Description of the task
Filter the entries below, keeping only lines with the word "this".

Dataset
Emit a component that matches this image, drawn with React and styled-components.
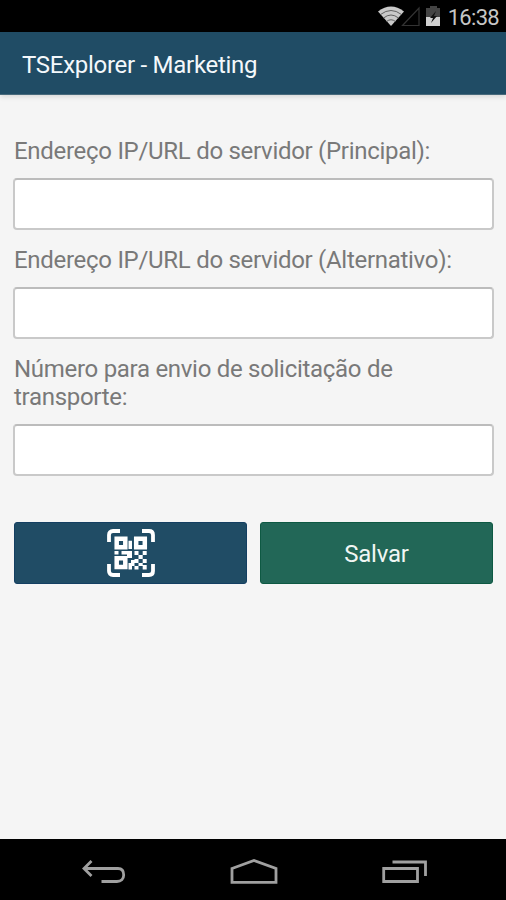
---
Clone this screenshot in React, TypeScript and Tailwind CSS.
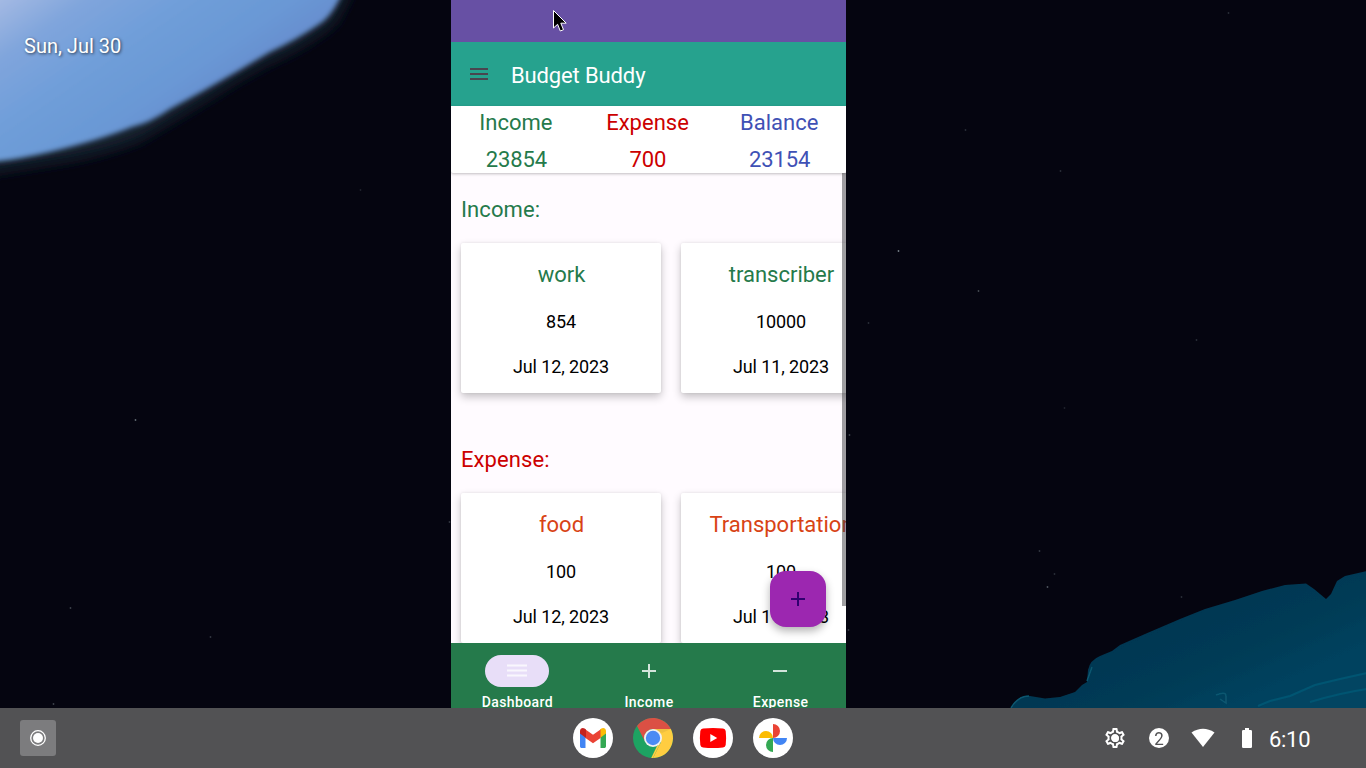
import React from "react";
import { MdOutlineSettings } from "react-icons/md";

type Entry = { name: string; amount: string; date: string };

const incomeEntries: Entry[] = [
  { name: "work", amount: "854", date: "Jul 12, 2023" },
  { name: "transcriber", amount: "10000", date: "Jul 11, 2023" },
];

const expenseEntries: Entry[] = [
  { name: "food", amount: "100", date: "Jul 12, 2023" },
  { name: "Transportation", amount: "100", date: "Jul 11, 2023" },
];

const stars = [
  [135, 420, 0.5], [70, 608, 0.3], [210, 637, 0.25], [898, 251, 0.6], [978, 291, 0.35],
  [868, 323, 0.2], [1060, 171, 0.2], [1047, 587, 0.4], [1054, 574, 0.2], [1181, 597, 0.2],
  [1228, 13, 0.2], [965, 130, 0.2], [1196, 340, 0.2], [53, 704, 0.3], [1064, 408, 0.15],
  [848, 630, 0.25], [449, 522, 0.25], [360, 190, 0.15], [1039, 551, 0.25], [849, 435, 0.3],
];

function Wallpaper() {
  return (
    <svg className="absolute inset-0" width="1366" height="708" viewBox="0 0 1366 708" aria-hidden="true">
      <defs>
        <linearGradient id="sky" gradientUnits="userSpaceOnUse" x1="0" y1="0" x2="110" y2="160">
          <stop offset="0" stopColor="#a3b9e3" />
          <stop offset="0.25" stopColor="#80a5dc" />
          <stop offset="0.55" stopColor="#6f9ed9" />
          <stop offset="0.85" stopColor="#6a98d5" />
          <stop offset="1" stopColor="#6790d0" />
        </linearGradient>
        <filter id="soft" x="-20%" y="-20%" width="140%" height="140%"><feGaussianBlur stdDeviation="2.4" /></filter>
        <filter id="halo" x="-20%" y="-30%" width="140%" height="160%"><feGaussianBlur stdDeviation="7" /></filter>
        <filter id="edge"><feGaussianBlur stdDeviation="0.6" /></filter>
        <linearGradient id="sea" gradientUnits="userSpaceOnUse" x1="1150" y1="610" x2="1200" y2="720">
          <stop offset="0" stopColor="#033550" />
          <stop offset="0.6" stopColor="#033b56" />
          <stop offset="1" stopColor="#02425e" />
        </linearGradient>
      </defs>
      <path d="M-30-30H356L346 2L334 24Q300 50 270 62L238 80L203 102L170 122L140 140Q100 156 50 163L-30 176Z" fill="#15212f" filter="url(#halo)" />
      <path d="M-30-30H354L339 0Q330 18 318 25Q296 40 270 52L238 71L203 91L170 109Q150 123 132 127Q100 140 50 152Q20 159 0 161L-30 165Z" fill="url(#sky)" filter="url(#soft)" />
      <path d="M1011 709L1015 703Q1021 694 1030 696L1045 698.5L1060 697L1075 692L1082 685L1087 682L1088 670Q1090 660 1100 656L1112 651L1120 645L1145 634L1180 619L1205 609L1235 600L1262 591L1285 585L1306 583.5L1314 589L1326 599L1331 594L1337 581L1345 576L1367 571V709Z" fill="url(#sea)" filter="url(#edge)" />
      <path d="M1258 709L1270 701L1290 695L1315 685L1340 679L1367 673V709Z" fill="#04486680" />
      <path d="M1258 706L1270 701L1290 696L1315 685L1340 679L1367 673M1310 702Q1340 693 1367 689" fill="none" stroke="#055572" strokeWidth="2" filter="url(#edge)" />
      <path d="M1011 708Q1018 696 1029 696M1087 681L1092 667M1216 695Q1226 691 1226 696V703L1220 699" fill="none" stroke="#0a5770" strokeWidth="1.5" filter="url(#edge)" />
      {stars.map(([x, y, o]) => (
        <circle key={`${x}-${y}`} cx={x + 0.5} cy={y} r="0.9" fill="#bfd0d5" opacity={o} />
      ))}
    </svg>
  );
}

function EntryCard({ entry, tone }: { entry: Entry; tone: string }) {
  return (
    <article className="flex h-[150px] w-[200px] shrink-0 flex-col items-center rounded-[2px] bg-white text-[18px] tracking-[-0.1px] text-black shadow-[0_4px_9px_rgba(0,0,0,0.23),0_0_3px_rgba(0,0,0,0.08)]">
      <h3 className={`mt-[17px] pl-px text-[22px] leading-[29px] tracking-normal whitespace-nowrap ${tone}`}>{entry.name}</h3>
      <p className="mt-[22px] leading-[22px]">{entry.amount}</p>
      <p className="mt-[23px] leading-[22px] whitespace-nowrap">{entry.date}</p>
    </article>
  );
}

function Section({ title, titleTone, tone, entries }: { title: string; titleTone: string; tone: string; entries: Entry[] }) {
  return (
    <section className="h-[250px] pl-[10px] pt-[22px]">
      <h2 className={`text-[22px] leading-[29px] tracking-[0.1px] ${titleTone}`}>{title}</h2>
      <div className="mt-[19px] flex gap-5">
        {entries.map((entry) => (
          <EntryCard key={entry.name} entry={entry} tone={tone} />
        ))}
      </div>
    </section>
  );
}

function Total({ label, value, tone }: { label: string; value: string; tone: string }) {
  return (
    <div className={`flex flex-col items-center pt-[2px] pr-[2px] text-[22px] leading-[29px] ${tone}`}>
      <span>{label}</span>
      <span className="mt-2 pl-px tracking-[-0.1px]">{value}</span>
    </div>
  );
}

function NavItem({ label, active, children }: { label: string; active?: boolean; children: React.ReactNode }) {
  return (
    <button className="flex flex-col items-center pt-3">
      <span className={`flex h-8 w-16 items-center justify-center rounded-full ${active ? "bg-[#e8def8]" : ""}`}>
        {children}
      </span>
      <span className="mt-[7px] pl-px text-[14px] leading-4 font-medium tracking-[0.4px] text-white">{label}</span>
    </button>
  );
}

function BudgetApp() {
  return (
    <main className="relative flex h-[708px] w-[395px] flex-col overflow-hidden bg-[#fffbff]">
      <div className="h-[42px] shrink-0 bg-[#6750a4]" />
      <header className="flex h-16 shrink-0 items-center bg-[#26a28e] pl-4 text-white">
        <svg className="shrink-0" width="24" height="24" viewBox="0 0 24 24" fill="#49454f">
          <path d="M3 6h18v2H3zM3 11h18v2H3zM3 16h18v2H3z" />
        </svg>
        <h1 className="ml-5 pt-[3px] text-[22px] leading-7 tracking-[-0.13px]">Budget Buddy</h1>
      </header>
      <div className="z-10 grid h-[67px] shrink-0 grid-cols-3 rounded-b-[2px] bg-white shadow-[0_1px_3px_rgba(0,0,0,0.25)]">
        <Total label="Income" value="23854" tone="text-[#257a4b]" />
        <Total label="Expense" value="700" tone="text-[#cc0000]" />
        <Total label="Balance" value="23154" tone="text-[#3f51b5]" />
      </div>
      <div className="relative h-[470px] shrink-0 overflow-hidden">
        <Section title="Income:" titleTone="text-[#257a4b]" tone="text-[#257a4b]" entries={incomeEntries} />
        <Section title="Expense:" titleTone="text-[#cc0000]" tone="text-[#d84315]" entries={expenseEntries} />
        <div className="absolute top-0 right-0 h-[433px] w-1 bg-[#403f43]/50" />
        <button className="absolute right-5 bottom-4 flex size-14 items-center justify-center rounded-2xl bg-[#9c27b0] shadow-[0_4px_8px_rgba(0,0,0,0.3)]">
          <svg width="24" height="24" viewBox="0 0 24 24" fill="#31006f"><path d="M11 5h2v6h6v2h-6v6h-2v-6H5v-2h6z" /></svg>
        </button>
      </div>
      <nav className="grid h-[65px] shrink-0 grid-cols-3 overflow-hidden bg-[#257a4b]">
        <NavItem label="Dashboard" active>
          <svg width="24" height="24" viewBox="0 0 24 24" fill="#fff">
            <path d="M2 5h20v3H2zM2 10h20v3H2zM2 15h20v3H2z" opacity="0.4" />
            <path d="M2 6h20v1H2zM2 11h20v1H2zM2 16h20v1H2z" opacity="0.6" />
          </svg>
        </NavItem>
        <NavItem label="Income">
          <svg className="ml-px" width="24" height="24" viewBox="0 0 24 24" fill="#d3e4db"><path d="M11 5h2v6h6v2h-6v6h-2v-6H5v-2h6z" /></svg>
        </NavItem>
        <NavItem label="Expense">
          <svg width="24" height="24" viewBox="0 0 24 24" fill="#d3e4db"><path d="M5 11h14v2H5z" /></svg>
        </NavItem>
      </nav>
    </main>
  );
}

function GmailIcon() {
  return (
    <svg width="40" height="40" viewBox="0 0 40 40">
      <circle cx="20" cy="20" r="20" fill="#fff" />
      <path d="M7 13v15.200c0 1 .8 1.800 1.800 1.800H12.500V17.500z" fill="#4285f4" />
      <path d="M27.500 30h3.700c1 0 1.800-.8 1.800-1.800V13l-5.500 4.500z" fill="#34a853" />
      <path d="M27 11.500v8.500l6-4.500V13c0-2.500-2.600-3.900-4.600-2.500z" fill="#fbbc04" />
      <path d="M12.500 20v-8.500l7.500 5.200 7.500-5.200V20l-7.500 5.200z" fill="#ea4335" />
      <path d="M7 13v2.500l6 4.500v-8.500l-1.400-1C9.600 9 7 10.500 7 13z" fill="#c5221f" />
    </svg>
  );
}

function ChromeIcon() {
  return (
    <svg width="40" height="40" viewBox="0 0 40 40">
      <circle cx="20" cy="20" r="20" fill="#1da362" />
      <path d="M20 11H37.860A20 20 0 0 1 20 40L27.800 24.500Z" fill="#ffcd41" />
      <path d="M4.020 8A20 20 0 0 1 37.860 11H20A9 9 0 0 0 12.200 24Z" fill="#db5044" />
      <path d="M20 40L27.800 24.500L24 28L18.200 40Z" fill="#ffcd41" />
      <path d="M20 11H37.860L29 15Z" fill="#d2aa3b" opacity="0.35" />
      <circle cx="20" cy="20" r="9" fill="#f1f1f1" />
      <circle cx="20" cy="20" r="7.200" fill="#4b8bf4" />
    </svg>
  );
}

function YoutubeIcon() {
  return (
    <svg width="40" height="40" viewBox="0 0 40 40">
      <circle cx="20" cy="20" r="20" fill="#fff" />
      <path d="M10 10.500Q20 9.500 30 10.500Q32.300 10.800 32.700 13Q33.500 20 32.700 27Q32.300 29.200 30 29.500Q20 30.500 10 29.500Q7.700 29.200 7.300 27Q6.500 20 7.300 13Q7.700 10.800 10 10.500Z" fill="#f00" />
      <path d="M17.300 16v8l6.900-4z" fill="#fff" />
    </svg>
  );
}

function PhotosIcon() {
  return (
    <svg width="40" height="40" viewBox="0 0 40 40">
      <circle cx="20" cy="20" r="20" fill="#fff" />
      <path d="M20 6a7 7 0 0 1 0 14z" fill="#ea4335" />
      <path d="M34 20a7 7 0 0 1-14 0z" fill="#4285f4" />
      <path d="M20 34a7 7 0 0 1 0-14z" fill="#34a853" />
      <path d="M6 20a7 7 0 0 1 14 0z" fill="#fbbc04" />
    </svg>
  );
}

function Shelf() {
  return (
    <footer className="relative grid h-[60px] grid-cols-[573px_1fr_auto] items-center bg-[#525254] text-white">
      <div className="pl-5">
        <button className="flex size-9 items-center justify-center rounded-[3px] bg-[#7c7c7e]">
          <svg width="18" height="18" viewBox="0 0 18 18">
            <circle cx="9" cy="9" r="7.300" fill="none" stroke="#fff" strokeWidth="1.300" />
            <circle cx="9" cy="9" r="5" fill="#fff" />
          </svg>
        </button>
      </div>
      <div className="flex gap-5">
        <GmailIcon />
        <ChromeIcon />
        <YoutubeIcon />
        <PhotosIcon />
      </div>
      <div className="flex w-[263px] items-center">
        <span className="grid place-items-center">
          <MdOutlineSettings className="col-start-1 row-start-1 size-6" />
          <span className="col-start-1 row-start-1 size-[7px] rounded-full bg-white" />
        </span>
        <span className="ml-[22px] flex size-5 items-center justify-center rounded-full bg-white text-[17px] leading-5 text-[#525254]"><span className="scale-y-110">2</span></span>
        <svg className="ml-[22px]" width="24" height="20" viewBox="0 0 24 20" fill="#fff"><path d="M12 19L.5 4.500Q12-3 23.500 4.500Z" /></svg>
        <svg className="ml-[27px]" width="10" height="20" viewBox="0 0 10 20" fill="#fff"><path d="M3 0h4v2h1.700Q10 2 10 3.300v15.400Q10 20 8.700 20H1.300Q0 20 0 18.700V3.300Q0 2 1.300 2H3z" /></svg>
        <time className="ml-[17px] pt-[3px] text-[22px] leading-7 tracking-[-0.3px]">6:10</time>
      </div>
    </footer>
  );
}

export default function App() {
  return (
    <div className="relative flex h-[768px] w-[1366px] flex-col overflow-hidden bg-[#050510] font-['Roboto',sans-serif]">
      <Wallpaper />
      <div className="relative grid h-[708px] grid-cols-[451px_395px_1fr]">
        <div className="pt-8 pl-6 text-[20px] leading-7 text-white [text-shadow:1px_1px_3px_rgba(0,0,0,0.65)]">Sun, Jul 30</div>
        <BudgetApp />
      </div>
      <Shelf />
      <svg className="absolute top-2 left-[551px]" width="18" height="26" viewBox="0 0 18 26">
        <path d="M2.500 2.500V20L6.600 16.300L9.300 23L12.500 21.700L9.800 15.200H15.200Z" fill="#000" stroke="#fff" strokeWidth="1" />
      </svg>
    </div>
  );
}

Answer in full
Emit a component that matches this image, drawn with React and styled-components.
Clone this screenshot in React, TypeScript and Tailwind CSS.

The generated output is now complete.